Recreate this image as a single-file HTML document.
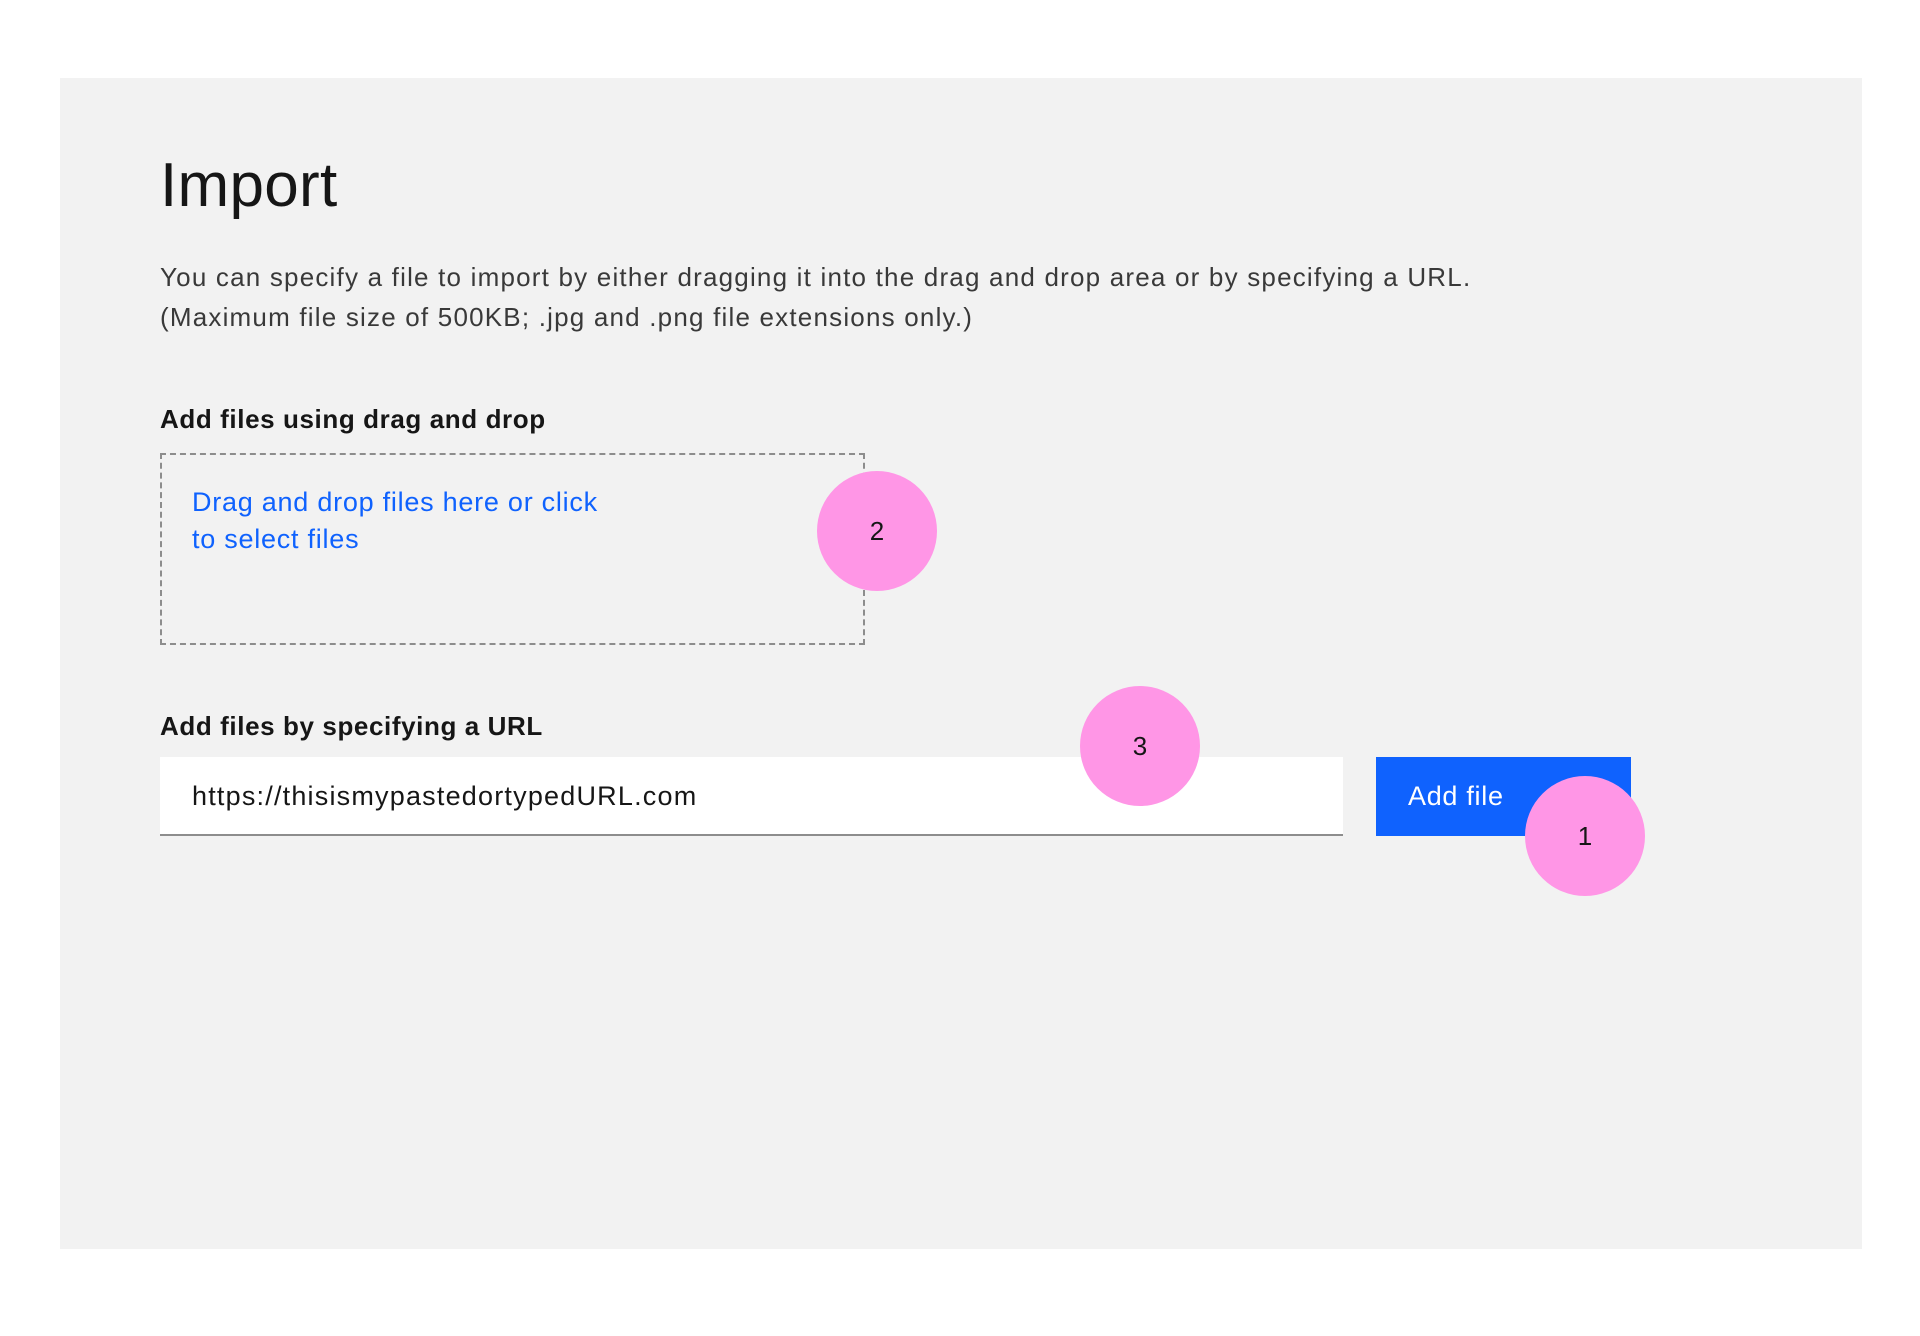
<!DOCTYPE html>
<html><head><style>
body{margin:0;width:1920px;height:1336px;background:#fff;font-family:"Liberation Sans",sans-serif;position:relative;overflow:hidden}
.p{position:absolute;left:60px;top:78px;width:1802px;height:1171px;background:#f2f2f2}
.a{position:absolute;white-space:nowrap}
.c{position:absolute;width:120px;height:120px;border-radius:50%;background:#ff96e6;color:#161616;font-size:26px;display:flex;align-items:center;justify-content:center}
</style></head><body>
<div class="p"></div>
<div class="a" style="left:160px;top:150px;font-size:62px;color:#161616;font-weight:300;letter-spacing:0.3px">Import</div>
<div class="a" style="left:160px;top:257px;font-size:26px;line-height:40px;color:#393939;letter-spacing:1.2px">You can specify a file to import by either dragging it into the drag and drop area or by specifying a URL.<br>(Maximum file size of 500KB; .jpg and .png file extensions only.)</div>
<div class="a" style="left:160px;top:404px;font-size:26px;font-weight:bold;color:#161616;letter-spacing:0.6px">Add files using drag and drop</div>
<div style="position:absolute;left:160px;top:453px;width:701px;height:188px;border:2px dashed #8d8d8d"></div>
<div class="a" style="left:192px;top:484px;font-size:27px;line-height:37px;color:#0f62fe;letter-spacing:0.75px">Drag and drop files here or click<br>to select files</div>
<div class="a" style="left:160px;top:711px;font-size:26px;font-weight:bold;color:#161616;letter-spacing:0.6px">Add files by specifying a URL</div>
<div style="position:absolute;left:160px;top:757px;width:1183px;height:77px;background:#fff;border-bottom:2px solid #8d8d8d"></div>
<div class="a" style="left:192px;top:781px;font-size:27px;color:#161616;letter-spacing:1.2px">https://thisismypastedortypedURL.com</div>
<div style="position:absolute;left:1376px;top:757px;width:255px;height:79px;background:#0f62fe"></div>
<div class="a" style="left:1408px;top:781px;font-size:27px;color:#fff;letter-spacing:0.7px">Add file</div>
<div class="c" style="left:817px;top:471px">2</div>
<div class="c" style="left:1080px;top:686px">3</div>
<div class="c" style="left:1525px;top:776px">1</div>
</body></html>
○ ○ ○ ○ ○
• [Goal]: Output the lines above in full and exactly as given, omitting any pictures.

• [Task response]:
Recreate this image as a single-file HTML document.
<!DOCTYPE html>
<html><head><style>
body{margin:0;width:1920px;height:1336px;background:#fff;font-family:"Liberation Sans",sans-serif;position:relative;overflow:hidden}
.p{position:absolute;left:60px;top:78px;width:1802px;height:1171px;background:#f2f2f2}
.a{position:absolute;white-space:nowrap}
.c{position:absolute;width:120px;height:120px;border-radius:50%;background:#ff96e6;color:#161616;font-size:26px;display:flex;align-items:center;justify-content:center}
</style></head><body>
<div class="p"></div>
<div class="a" style="left:160px;top:150px;font-size:62px;color:#161616;font-weight:300;letter-spacing:0.3px">Import</div>
<div class="a" style="left:160px;top:257px;font-size:26px;line-height:40px;color:#393939;letter-spacing:1.2px">You can specify a file to import by either dragging it into the drag and drop area or by specifying a URL.<br>(Maximum file size of 500KB; .jpg and .png file extensions only.)</div>
<div class="a" style="left:160px;top:404px;font-size:26px;font-weight:bold;color:#161616;letter-spacing:0.6px">Add files using drag and drop</div>
<div style="position:absolute;left:160px;top:453px;width:701px;height:188px;border:2px dashed #8d8d8d"></div>
<div class="a" style="left:192px;top:484px;font-size:27px;line-height:37px;color:#0f62fe;letter-spacing:0.75px">Drag and drop files here or click<br>to select files</div>
<div class="a" style="left:160px;top:711px;font-size:26px;font-weight:bold;color:#161616;letter-spacing:0.6px">Add files by specifying a URL</div>
<div style="position:absolute;left:160px;top:757px;width:1183px;height:77px;background:#fff;border-bottom:2px solid #8d8d8d"></div>
<div class="a" style="left:192px;top:781px;font-size:27px;color:#161616;letter-spacing:1.2px">https://thisismypastedortypedURL.com</div>
<div style="position:absolute;left:1376px;top:757px;width:255px;height:79px;background:#0f62fe"></div>
<div class="a" style="left:1408px;top:781px;font-size:27px;color:#fff;letter-spacing:0.7px">Add file</div>
<div class="c" style="left:817px;top:471px">2</div>
<div class="c" style="left:1080px;top:686px">3</div>
<div class="c" style="left:1525px;top:776px">1</div>
</body></html>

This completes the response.